‘Adam shouldn’t step into my shoes’
Desi small screen’s newest debutant, Kabir Bedi, doesn’t want his son to work in the remakes of his popular works.entertainment Updated: Nov 22, 2010 14:23 IST
“Adam participated in a 48-hour filmmaking competition in the city that ended last week. As his father, I decided to support him by acting in it. Ditto his older sister Pooja. And I’m glad my son is happy with what he made,” beams proud daddy Kabir Bedi, who made his desi small screen debut with Ganga Ki Dheej on Sahara One, in which he plays the villainous Dada Bhai.
“I will support my kids with their respective careers because every parent wants the best for his children. But I’m not going to go out of my way to do that because I want them to work hard and make a life of their own, just the way I did,” he says.
Bedi, one of India’s first imports to foreign shores, debuted in Bollywood with Hulchul (1971), the Italian TV series Sandokan (1976) in Europe, and with the Highlander series on the US TV scene in 1995. What drew him to desi TV now? “The role was fantastic with multiple layers,” says Bedi, adding that the rustic story was set in India’s hinterlands. “I’ve worked hard to mask my accent when I delivered lines in Hindi, which was fun. Besides, the money was perfect for me to agree.”

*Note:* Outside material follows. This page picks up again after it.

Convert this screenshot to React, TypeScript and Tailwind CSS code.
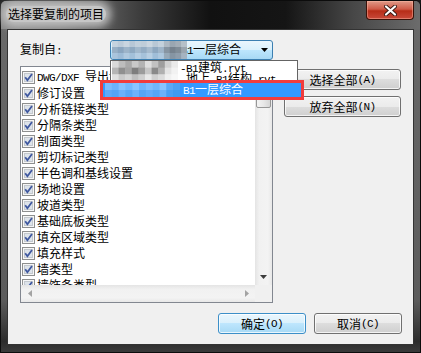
import React from "react";

const items = [
  "DWG/DXF 导出设置",
  "修订设置",
  "分析链接类型",
  "分隔条类型",
  "剖面类型",
  "剪切标记类型",
  "半色调和基线设置",
  "场地设置",
  "坡道类型",
  "基础底板类型",
  "填充区域类型",
  "填充样式",
  "墙类型",
  "墙饰条类型",
];

// pixelated (blurred-out) parts of the file names
const comboBlur = [
  ["#c5d3df", "#bccbd9", "#c9d5e0", "#b7c7d6", "#c2d0dc", "#bfcdd9", "#cbd6e0", "#b9c8d5", "#c4d1dc", "#aeb9c3", "#9aa6b1", "#a3adb6", "#b6c0c8"],
  ["#98b0c6", "#8aa5bf", "#9db4c9", "#8fa9c1", "#a2b8cc", "#94adc4", "#a6bbce", "#8ea8c0", "#9fb5c9", "#8795a2", "#76828e", "#808c97", "#9aa5af"],
  ["#a9c4dc", "#9dbbd6", "#b0c9df", "#a3c0d9", "#b5cde2", "#a6c2da", "#b8cfe3", "#a0bed8", "#aec8de", "#97a9b8", "#8695a3", "#8f9dab", "#a5b3c0"],
];
const listBlur = [
  ["#d9d9d9", "#bdbdbd", "#a9a9a9", "#c8c8c8", "#b3b3b3", "#dedede", "#c1c1c1", "#9e9e9e", "#d2d2d2", "#eaeaea"],
  ["#b5b5b5", "#8f8f8f", "#a3a3a3", "#7e7e7e", "#9b9b9b", "#c6c6c6", "#8a8a8a", "#b0b0b0", "#e4e4e4", "#f2f2f2"],
  ["#e0e0e0", "#c9c9c9", "#d4d4d4", "#bfbfbf", "#cfcfcf", "#e8e8e8", "#d0d0d0", "#dcdcdc", "#f0f0f0", "#f7f7f7"],
];
const selBlur = [
  ["#7cbcfd", "#6db3fb", "#86c2ff", "#74b8fc", "#8ac4ff", "#6fb5fb", "#80bffe", "#72b7fc", "#88c3ff", "#5da9f6", "#4ea1f3"],
  ["#5ea9f6", "#54a4f5", "#69b0fa", "#58a6f5", "#6cb2fb", "#57a5f4", "#62abf8", "#55a5f5", "#6bb1fa", "#4a9ff3", "#409af1"],
];

function Mosaic({ w, h, grid }: { w: number; h: number; grid: string[][] }) {
  const cw = w / grid[0].length;
  const ch = h / grid.length;
  return (
    <svg width={w} height={h} className="blur-[0.4px]">
      {grid.map((row, r) =>
        row.map((c, i) => <rect key={r + "-" + i} x={i * cw} y={r * ch} width={cw + 0.5} height={ch + 0.5} fill={c} />)
      )}
    </svg>
  );
}

// latin runs in a narrow mono face, CJK in Noto
function Txt({ s }: { s: string }) {
  const parts = s.split(/([\x20-\x7e]+)/);
  return (
    <>
      {parts.map((p, i) =>
        !p ? null : /[\x20-\x7e]/.test(p) ? (
          <span key={i} className="font-['Liberation_Mono',monospace] text-[11px] tracking-[-0.6px]">
            {p}
          </span>
        ) : (
          <span key={i}>{p}</span>
        )
      )}
    </>
  );
}

function CheckBox() {
  return (
    <svg width="13" height="13" viewBox="0 0 13 13" className="shrink-0">
      <rect x="0.5" y="0.5" width="12" height="12" fill="#f6f6f6" stroke="#8e8f8f" />
      <rect x="2.5" y="2.5" width="8" height="8" fill="#dde3ea" stroke="#c3c8ce" />
      <path d="M3.2 6.2 L5.4 9.2 L10 3" fill="none" stroke="#3f58a0" strokeWidth="1.8" />
    </svg>
  );
}

function Arrow({ dir, color }: { dir: "down" | "left" | "right"; color: string }) {
  if (dir === "down")
    return (
      <svg width="7" height="4" viewBox="0 0 7 4">
        <path d="M0 0 H7 L3.5 4 Z" fill={color} />
      </svg>
    );
  return (
    <svg width="4" height="7" viewBox="0 0 4 7">
      <path d={dir === "left" ? "M4 0 V7 L0 3.5 Z" : "M0 0 V7 L4 3.5 Z"} fill={color} />
    </svg>
  );
}

function WinButton({ label, w, isDefault }: { label: string; w: string; isDefault?: boolean }) {
  return (
    <div
      className={`flex h-[21px] ${w} items-center justify-center rounded-[3px] border shadow-[inset_0_0_0_1px_rgba(255,255,255,0.75)] ${
        isDefault
          ? "border-[#3c8fc8] bg-[linear-gradient(to_bottom,#eaf6fd_0%,#d9f0fc_50%,#bee6fd_50%,#a7d9f5_100%)]"
          : "border-[#707070] bg-[linear-gradient(to_bottom,#f2f2f2_0%,#ebebeb_50%,#dddddd_50%,#cfcfcf_100%)]"
      }`}
    >
      <Txt s={label} />
    </div>
  );
}

function VScroll() {
  return (
    <div className="flex w-[17px] flex-col bg-[linear-gradient(to_right,#e4e4e4,#f1f1f1_25%,#f3f3f3_75%,#e8e8e8)]">
      <div className="flex h-[17px] items-center justify-center" />
      <div className="mx-[1px] h-[24px] rounded-[2px] border border-[#979797] bg-[linear-gradient(to_right,#f3f3f3,#e8e8e8_50%,#d6d6d6)]" />
      <div className="flex-1" />
      <div className="flex h-[17px] items-center justify-center">
        <Arrow dir="down" color="#3c3c3c" />
      </div>
    </div>
  );
}

function HScroll() {
  return (
    <div className="flex flex-1 bg-[linear-gradient(to_bottom,#e4e4e4,#f1f1f1_25%,#f3f3f3_75%,#e8e8e8)]">
      <div className="flex w-[17px] items-center justify-center">
        <Arrow dir="left" color="#a3a3a3" />
      </div>
      <div className="flex-1" />
      <div className="flex w-[17px] items-center justify-center">
        <Arrow dir="right" color="#a3a3a3" />
      </div>
    </div>
  );
}

export default function App() {
  return (
    <div className="relative h-[353px] w-[421px] overflow-hidden bg-[#1a1a1a] font-['Noto_Sans_CJK_SC',sans-serif] text-[12px] leading-[14px] text-black">
      <div className="flex h-full flex-col rounded-t-[6px] border border-[#0c0c0c] bg-[linear-gradient(to_bottom,#6a6a6a_0%,#5c5c5c_85%,#2c2c2c_97%,#3a3a3a_100%)]">
        {/* title bar */}
        <div className="flex h-[28px] shrink-0 items-start justify-between rounded-t-[5px] bg-[linear-gradient(to_right,#8a8a8a_0%,#7c7c7c_14%,#3a3a3a_34%,#111111_50%,#151515_68%,#474747_84%,#6c6c6c_100%)]">
          <div className="ml-[5px] mt-[5px] rounded-[8px] bg-[#c6c6c6] px-[2px] leading-[16px] shadow-[0_0_8px_5px_rgba(198,198,198,0.9)]">
            选择要复制的项目
          </div>
          <div className="mr-[6px] flex h-[19px] w-[48px] items-center justify-center rounded-b-[4px] border border-t-0 border-[#3b1209] bg-[linear-gradient(to_bottom,#e09a88_0%,#cf5b48_45%,#b72d18_55%,#c8493a_100%)] shadow-[inset_0_0_0_1px_rgba(255,190,170,0.45)]">
            <svg width="13" height="11" viewBox="0 0 13 11">
              <path d="M2 1.5 L11 9.5 M11 1.5 L2 9.5" stroke="#3a1a14" strokeWidth="4" strokeLinecap="round" />
              <path d="M2 1.5 L11 9.5 M11 1.5 L2 9.5" stroke="#ffffff" strokeWidth="2.2" strokeLinecap="round" />
            </svg>
          </div>
        </div>

        {/* client area */}
        <div className="mx-[6px] mb-[7px] flex flex-1 flex-col border border-[#333333] bg-[#f0f0f0] pl-[12px] pr-[11px] pt-[10px]">
          <div className="flex h-[20px] items-center">
            <div className="w-[90px]">
              <Txt s="复制自:" />
            </div>
            <div className="relative flex h-[20px] w-[163px] items-center justify-between rounded-[3px] border border-[#3c7fb1] bg-[linear-gradient(to_bottom,#eaf6fd_0%,#d9f0fc_50%,#bee6fd_50%,#a7d9f5_100%)] pl-[70px] pr-[4px]">
              <span className="whitespace-nowrap">
                <Txt s="B1一层综合" />
              </span>
              <Arrow dir="down" color="#000000" />
              <div className="absolute left-[1px] top-[0px]">
                <Mosaic w={75} h={18} grid={comboBlur} />
              </div>
            </div>
          </div>

          <div className="mt-[6px] flex items-start">
            <div className="flex h-[237px] w-[253px] flex-col border border-[#828790] bg-white">
              <div className="flex min-h-0 flex-1">
                <div className="flex-1 overflow-hidden pl-[1px] pt-[2px]">
                  {items.map((s) => (
                    <div key={s} className="flex h-[16px] items-center gap-[2px] whitespace-nowrap">
                      <CheckBox />
                      <span>
                        <Txt s={s} />
                      </span>
                    </div>
                  ))}
                </div>
                <VScroll />
              </div>
              <div className="flex h-[17px]">
                <HScroll />
                <div className="w-[17px] bg-[#f0f0f0]" />
              </div>
            </div>
            <div className="ml-[11px] mt-[3px] flex flex-col gap-[6px]">
              <WinButton label="选择全部(A)" w="w-[117px]" />
              <WinButton label="放弃全部(N)" w="w-[117px]" />
            </div>
          </div>

          <div className="mt-[10px] flex justify-end gap-[8px]">
            <WinButton label="确定(O)" w="w-[88px]" isDefault />
            <WinButton label="取消(C)" w="w-[88px]" />
          </div>
        </div>
      </div>

      {/* open combo dropdown */}
      <div className="absolute left-[110px] top-[60px] h-[40px] w-[188px] border border-[#646464] bg-white">
        <div className="relative h-full pl-[69px]">
          <div className="h-[11px] whitespace-nowrap leading-[11px]">
            <Txt s="-B1建筑.rvt" />
          </div>
          <div className="h-[11px] whitespace-nowrap leading-[11px]">
            <Txt s="-地上-B1结构.rvt" />
          </div>
          <div className="absolute left-[1px] top-0">
            <Mosaic w={66} h={20} grid={listBlur} />
          </div>
        </div>
      </div>

      {/* highlighted item with red marker */}
      <div className="absolute left-[100px] top-[80px] flex h-[20px] w-[204px] items-center border-[3px] border-[#f23c3c] bg-[#3399ff] pl-[80px] text-white">
        <span className="whitespace-nowrap leading-[14px]">
          <Txt s="B1一层综合" />
        </span>
        <div className="absolute left-[2px] top-0">
          <Mosaic w={75} h={14} grid={selBlur} />
        </div>
      </div>
    </div>
  );
}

Bedi recalls his Italian soap debut, which he insists got him lot of recognition and work abroad: “I was this tall, well-built guy who was jumping, running and riding horses in a foreign series, which was meant for a certain set of viewers. I enjoyed it but I wouldn’t want it to be remade because every generation of soap addicts needs to have its own iconic shows.”

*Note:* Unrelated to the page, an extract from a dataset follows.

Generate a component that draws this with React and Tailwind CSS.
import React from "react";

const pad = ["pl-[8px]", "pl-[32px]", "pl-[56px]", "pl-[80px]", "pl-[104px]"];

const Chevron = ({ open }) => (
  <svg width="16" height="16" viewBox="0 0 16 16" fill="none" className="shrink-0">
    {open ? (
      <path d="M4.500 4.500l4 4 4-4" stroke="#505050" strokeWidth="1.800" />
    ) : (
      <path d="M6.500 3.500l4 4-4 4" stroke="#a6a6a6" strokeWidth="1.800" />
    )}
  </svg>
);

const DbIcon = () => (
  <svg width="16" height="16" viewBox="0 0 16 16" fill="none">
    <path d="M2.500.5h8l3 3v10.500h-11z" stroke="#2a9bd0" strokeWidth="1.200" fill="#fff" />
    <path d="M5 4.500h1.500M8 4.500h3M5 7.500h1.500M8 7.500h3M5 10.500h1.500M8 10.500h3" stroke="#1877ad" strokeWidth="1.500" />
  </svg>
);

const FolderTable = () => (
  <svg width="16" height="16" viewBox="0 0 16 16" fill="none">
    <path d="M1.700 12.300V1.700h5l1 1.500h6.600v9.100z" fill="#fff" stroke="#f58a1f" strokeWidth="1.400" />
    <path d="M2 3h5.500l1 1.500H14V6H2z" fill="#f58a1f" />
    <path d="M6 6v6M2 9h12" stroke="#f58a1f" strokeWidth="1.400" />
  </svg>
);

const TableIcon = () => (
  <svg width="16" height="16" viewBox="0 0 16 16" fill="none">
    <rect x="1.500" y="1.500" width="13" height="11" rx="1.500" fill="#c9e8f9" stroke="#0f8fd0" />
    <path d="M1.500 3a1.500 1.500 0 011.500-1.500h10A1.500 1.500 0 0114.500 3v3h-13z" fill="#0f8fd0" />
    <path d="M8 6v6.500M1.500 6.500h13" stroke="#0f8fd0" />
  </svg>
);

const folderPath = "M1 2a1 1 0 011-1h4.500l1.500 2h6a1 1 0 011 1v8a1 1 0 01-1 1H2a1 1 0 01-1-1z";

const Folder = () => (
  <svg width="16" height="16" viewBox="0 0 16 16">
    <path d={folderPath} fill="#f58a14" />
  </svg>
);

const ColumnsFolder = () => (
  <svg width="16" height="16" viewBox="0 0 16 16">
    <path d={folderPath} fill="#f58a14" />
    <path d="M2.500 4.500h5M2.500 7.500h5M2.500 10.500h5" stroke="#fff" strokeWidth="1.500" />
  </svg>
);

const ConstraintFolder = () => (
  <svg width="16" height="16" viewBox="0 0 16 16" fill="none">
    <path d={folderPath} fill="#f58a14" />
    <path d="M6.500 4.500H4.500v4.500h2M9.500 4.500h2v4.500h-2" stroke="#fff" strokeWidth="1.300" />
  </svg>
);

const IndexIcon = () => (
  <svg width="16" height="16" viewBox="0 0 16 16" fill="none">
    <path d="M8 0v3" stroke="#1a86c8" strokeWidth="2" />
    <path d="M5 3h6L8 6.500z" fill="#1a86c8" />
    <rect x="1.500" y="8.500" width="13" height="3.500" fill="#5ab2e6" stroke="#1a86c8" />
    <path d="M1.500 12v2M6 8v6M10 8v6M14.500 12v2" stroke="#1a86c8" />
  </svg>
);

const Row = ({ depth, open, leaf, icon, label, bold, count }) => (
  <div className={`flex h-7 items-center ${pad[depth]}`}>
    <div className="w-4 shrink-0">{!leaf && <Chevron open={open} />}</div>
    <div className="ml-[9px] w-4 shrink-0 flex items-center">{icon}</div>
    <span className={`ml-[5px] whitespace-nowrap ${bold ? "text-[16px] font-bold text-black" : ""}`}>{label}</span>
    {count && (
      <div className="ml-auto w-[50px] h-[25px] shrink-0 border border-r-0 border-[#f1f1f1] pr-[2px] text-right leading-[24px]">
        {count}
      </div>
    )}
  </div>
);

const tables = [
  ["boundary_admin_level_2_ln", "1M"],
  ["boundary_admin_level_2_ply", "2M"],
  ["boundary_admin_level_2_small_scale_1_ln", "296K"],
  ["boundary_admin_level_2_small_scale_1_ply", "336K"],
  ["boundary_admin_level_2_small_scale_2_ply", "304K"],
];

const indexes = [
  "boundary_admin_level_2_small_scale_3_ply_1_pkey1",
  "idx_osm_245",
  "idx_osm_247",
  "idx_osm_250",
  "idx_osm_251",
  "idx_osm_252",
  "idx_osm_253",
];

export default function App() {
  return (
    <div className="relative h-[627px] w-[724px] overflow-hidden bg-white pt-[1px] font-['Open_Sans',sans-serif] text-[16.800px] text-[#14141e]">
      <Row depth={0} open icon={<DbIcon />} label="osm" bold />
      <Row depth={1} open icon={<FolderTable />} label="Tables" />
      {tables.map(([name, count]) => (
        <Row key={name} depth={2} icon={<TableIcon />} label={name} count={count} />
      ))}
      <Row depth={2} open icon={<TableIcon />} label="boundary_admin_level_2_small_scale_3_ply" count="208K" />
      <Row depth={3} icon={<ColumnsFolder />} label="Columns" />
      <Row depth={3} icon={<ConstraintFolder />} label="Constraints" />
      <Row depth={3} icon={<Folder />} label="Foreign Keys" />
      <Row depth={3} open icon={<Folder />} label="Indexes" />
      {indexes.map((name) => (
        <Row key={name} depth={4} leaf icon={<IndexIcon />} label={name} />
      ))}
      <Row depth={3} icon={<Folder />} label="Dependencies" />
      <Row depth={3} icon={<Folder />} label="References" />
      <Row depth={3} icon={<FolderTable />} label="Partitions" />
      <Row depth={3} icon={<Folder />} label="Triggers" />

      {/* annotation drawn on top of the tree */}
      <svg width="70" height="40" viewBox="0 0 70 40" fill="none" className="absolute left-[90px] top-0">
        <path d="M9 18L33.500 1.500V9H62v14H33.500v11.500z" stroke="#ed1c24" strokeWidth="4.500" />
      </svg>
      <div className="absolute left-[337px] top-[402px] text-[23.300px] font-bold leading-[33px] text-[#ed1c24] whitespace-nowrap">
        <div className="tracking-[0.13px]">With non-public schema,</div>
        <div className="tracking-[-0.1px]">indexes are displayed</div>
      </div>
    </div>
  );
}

Comparing the TV industry in India with those abroad, Bedi admits that it is one of the best in the world. “The style and the quality of work are different. We produce more movies and shows than they can ever do in a year. There, you can’t make changes depending on TRPs. But here, you can,” says the actor.
Given that a lot of old Hindi films get remade, either as films or in the form of TV shows, would he like to see any of his works remade with his son Adam in his shoes? “Never,” retorts Bedi. “I wouldn’t want Adam to step into my shoes. He needs to do his own thing.”